Zendesk uses non-GAAP financial information to evaluate its ongoing operations and for internal planning and forecasting purposes. Zendesk’s management does not itself, nor does it suggest that investors should, consider such non-GAAP financial measures in isolation from, or as a substitute for, financial information prepared in accordance with GAAP. Zendesk presents such non-GAAP financial measures in reporting its financial results to provide investors with an additional tool to evaluate Zendesk’s operating results. Zendesk believes these non-GAAP financial measures are useful because they allow for greater transparency with respect to key metrics used by management in its financial and operational decision-making. This allows investors and others to better understand and evaluate operating results and future prospects in the same manner as management.

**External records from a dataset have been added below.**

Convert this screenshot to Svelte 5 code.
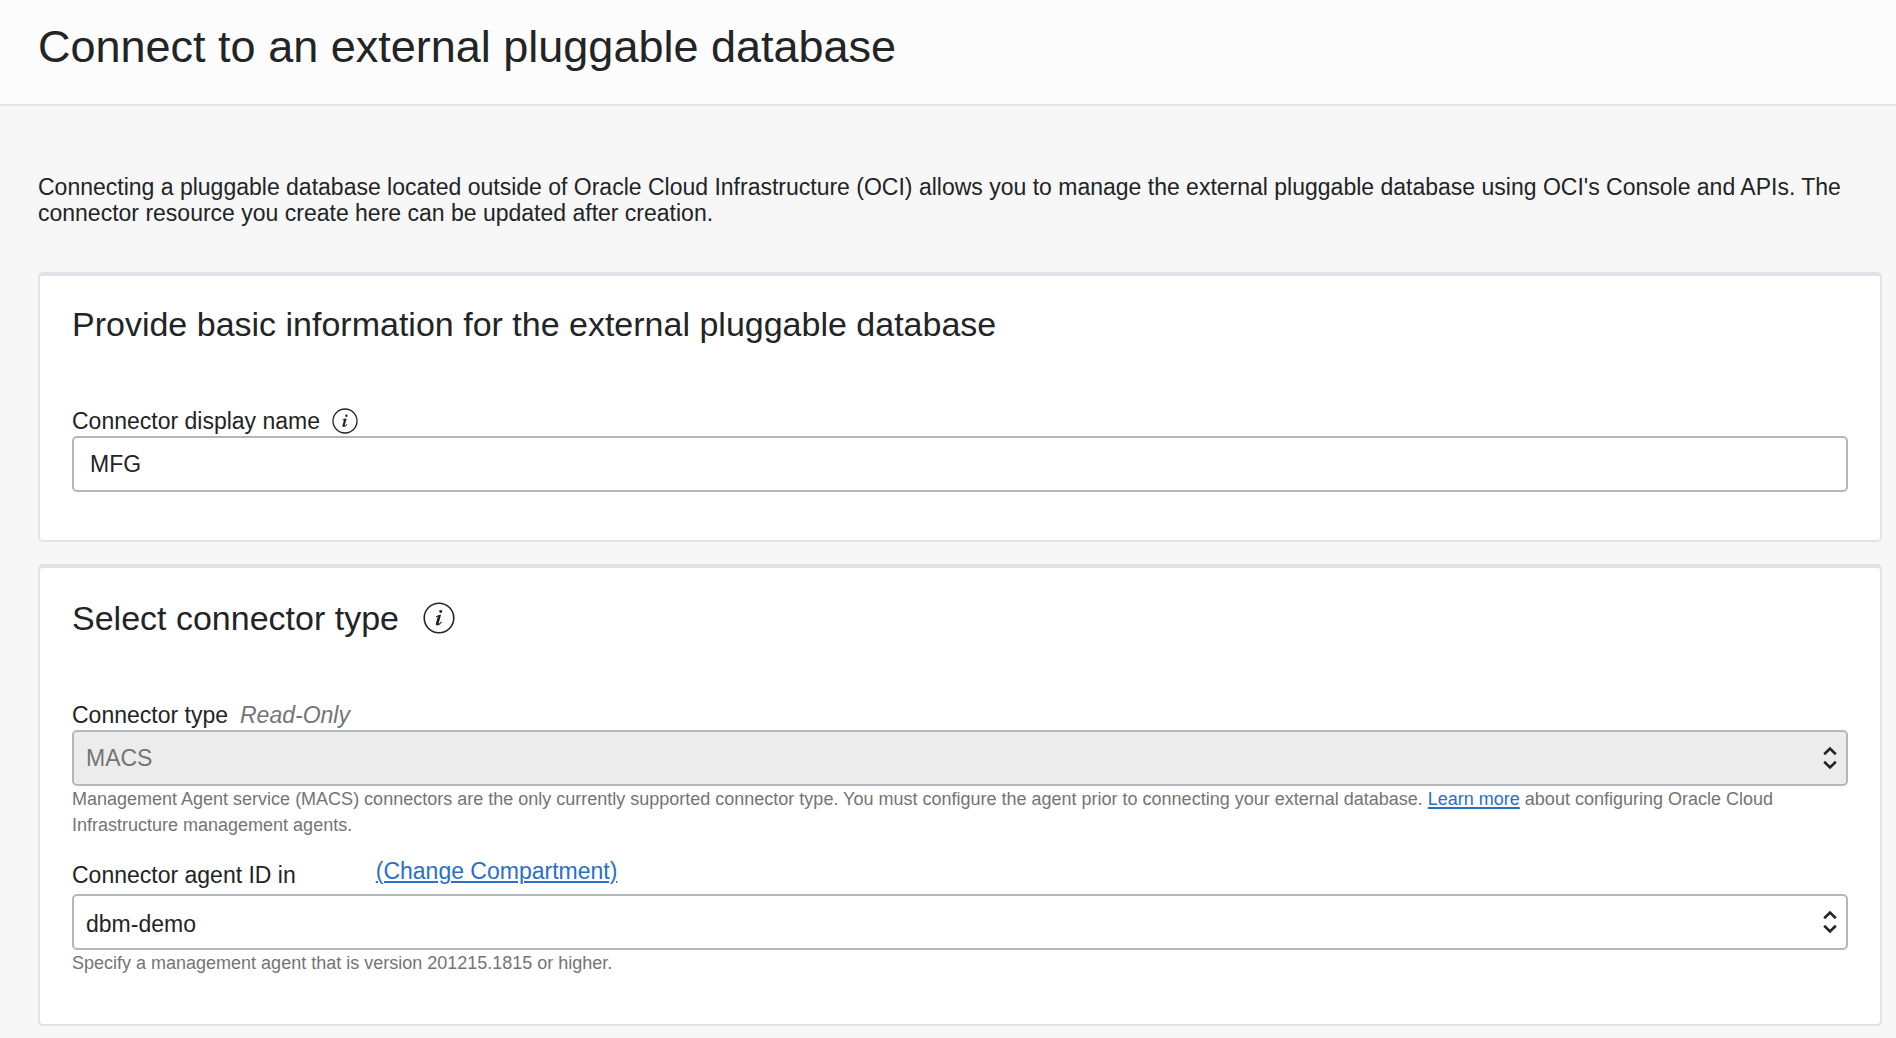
<script>
  let displayName = $state('MFG');
  let connectorType = $state('MACS');
  let agent = $state('dbm-demo');
</script>

{#snippet infoIcon()}
  <svg viewBox="0 0 26 26" aria-hidden="true">
    <circle cx="13" cy="13" r="12" fill="none" stroke="currentColor" stroke-width="1.3" />
    <circle cx="14.4" cy="7.7" r="1.2" fill="currentColor" />
    <path d="M10.4 11.8 Q12.6 10.2 14.7 10.4 L12.8 17 Q12.6 17.9 13.4 17.3 L14.9 15.9 L15.4 16.4 Q13.4 19 11.5 19 Q10 19 10.5 17.2 L12 12 L10.6 12.4 Z" fill="currentColor" />
  </svg>
{/snippet}

{#snippet chevrons()}
  <svg class="chevrons" viewBox="0 0 14 24" aria-hidden="true">
    <path d="M1.2 8.2 L7 2.6 L12.8 8.2 M1.2 15.8 L7 21.4 L12.8 15.8" fill="none" stroke="currentColor" stroke-width="2.6" />
  </svg>
{/snippet}

<header>
  <h1>Connect to an external pluggable database</h1>
</header>

<main>
  <p class="intro">
    Connecting a pluggable database located outside of Oracle Cloud Infrastructure (OCI) allows you to manage the external pluggable database using OCI's Console and APIs. The connector resource you create here can be updated after creation.
  </p>

  <section class="card">
    <h2>Provide basic information for the external pluggable database</h2>
    <div class="label-row">
      <label for="display-name">Connector display name</label>
      <button type="button" class="info" aria-label="About the display name">{@render infoIcon()}</button>
    </div>
    <input id="display-name" class="control" type="text" bind:value={displayName} />
  </section>

  <section class="card">
    <div class="heading-row">
      <h2>Select connector type</h2>
      <button type="button" class="info large" aria-label="About connector types">{@render infoIcon()}</button>
    </div>
    <div class="label-row">
      <label for="connector-type">Connector type</label>
      <em>Read-Only</em>
    </div>
    <div class="picker">
      <select id="connector-type" class="control" disabled bind:value={connectorType}>
        <option>MACS</option>
      </select>
      {@render chevrons()}
    </div>
    <p class="hint">
      Management Agent service (MACS) connectors are the only currently supported connector type. You must configure the agent prior to connecting your external database. <a href="#learn">Learn more</a> about configuring Oracle Cloud Infrastructure management agents.
    </p>

    <div class="label-row agent">
      <label for="agent-id">Connector agent ID in</label>
      <a href="#compartment">(Change Compartment)</a>
    </div>
    <div class="picker low">
      <select id="agent-id" class="control" bind:value={agent}>
        <option>dbm-demo</option>
      </select>
      {@render chevrons()}
    </div>
    <p class="hint">Specify a management agent that is version 201215.1815 or higher.</p>
  </section>
</main>

<style>
  :global(body) {
    margin: 0;
    background: #f7f7f7;
    color: #222425;
    font: 23px/26px "Liberation Sans", Arial, sans-serif;
  }

  h1, h2, p {
    margin: 0;
    font-weight: 400;
  }

  header {
    padding: 21px 38px 31px;
    background: #fcfcfc;
    border-bottom: 2px solid #e5e5e5;
  }

  h1 {
    font-size: 45px;
    line-height: 52px;
  }

  main {
    display: flex;
    flex-direction: column;
    gap: 22px;
    padding: 68px 14px 12px 38px;
  }

  .intro {
    padding-right: 24px;
    margin-bottom: 24px;
  }

  .card {
    background: #fff;
    border: 2px solid #e1e2e7;
    border-top-width: 4px;
    border-radius: 5px;
    padding: 28px 32px 48px;
  }

  .heading-row {
    display: flex;
    align-items: center;
    gap: 24px;
    padding-top: 2px;
  }

  h2 {
    font-size: 34px;
    line-height: 40px;
  }

  .label-row {
    display: flex;
    align-items: center;
    gap: 12px;
    margin-bottom: 2px;
    padding-top: 64px;
    height: 26px;
  }

  .info {
    display: flex;
    width: 26px;
    height: 26px;
    padding: 0;
    border: 0;
    background: none;
    color: inherit;
  }

  .info.large {
    width: 32px;
    height: 32px;
  }

  .info svg {
    width: 100%;
    height: 100%;
  }

  em {
    color: #747474;
  }

  .control {
    display: block;
    box-sizing: border-box;
    width: 100%;
    height: 56px;
    margin: 0;
    padding: 0 16px;
    border: 2px solid #b3b7bd;
    border-radius: 5px;
    background: #fff;
    color: inherit;
    font: inherit;
    appearance: none;
  }

  .picker {
    display: grid;
    align-items: center;
  }

  .picker > :global(*) {
    grid-area: 1 / 1;
  }

  .picker .control {
    padding: 0 12px;
  }

  .picker.low .control {
    padding-top: 4px;
  }

  .picker .control:disabled {
    background: #ececec;
    color: #747474;
    opacity: 1;
  }

  .chevrons {
    justify-self: end;
    width: 14px;
    height: 24px;
    margin-right: 11px;
    pointer-events: none;
  }

  .hint {
    color: #747474;
    font-size: 18px;
  }

  a {
    color: #2a6fc9;
    text-decoration-thickness: 2px;
    text-underline-offset: 2px;
  }

  .label-row.agent {
    align-items: flex-start;
    gap: 80px;
    height: 34px;
    padding-top: 20px;
  }

  .agent label {
    padding-top: 4px;
  }
</style>
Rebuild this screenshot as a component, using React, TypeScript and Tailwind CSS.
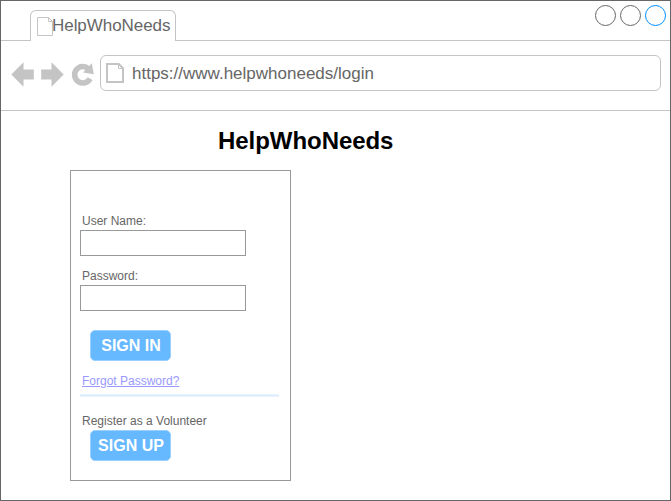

Zendesk’s management believes it is useful for itself and investors to review, as applicable, both GAAP information that may include items such as share-based compensation expense, amortization of share based compensation capitalized in internal-use software, amortization of purchased intangibles, transaction costs related to acquisitions, and the non-GAAP measures that exclude such information in order to assess the performance of Zendesk’s business and for planning and forecasting in subsequent periods. Whenever Zendesk uses such a non-GAAP financial measure, it provides a reconciliation of the non-GAAP financial measure to the most closely applicable GAAP financial measure. Investors are encouraged to review the related GAAP financial measures and the reconciliation of these non-GAAP financial measures to their most directly comparable GAAP financial measure as detailed above.
1 The non-GAAP weighted-average shares outstanding used to compute non-GAAP net loss per share assumes that the conversion of our redeemable convertible preferred stock that occurred in connection with our initial public offering occurred at the beginning of the relevant period.